Sonuçta Amerikan seçmeni, popülist ve pragmatist kişiliği öne çıkan, fevri kararlar verebilen, asabi yapısı bilinen, hakkında açılan ağır suçlamaların yapıldığı onlarca davada yargılanmakta olan Trump’ı yeniden seçti, onun ülkeyi dört yıl daha yönetmesinde sakınca görmedi. Artık Amerikan seçmeninin tercihini ve Trump’ın kişiliğini tartışmanın anlamı yok. Bundan sonrasında nelerin olabileceğini, bunların Türkiye’yi nasıl etkileyeceğini düşünüp konuşmak gerekiyor.

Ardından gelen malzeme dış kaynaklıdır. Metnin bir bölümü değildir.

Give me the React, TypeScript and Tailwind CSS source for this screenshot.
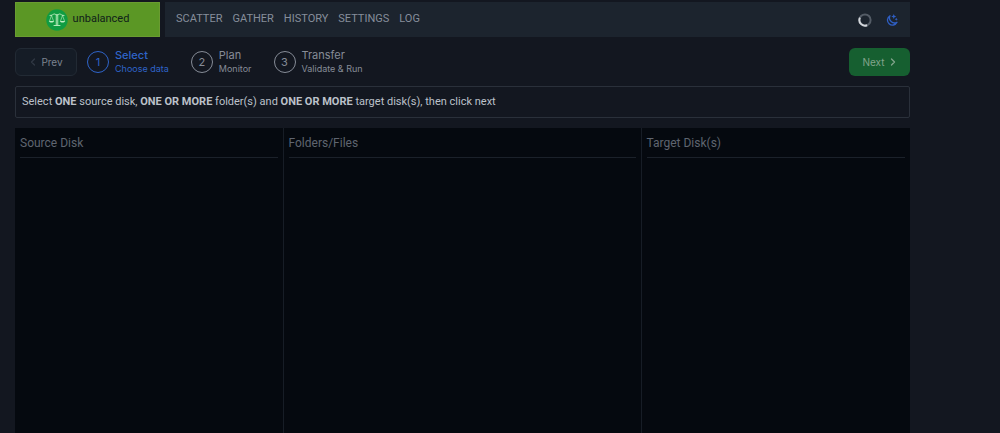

Trump ilk açıklamasında son derece iddialı iki hedefini ilan etti: “1-) Savaşı durduracağım, 2-) Gümrük vergilerini Çin ürünleri için yüzde altmış, diğer ülkeler için yüzde ona yükselteceğim. Ekonomik faktörlerle üretimlerini Meksika’ya kaydıran Amerikan firmalarına ağır yükümlülükler getirilecektir.”
Bu gibi girişimleri yapması sadece kendi tercinden ibaret değil. Amerika’nın kendine has siyasi ve askeri yapısı var. Başkan ne kadar etkili olursa olsun Ulusal Güvenlik Danışmanı’nın, CIA’nın, Dışişleri'nin ve PENTAGON'nun görüşlerini de dikkate almak, hatta çoğuna uymak zorundadır. Geçmişte JF Kenedy’nin, Nikson’un neler yaşadıkları unutulmamalıdır.
TÜRKİYE-ABD İLİŞKİLERİNİN GELECEĞİ?
Trump’ın seçilmesi iktidar cenahını çok mutlu etti. Cumhurbaşkanı Erdoğan’ın “dostum" hitabıyla hemen arayıp tebrik etmesi, Trump’ın telefonla teşekkür etmesi iktidar çevrelerinde iki ülke arasında sıcak bir dönemin başlayacağı tarzında yorumlandı. Biden döneminde iki lider arasında zoraki temasların dışında dört yıl tıkalı kalan kanallar muhtemelen açılacaktır. Fakat bu gelişmeyi iki ülke arasındaki temel sorunları çözüleceği tarzında yorumlamak çok yanlış olur. Çünkü bunların her birinin arkasında derinlikli politik ve stratejik gerekçeler var; sorunların çözümü için evvela bunların izalesi gerekiyor.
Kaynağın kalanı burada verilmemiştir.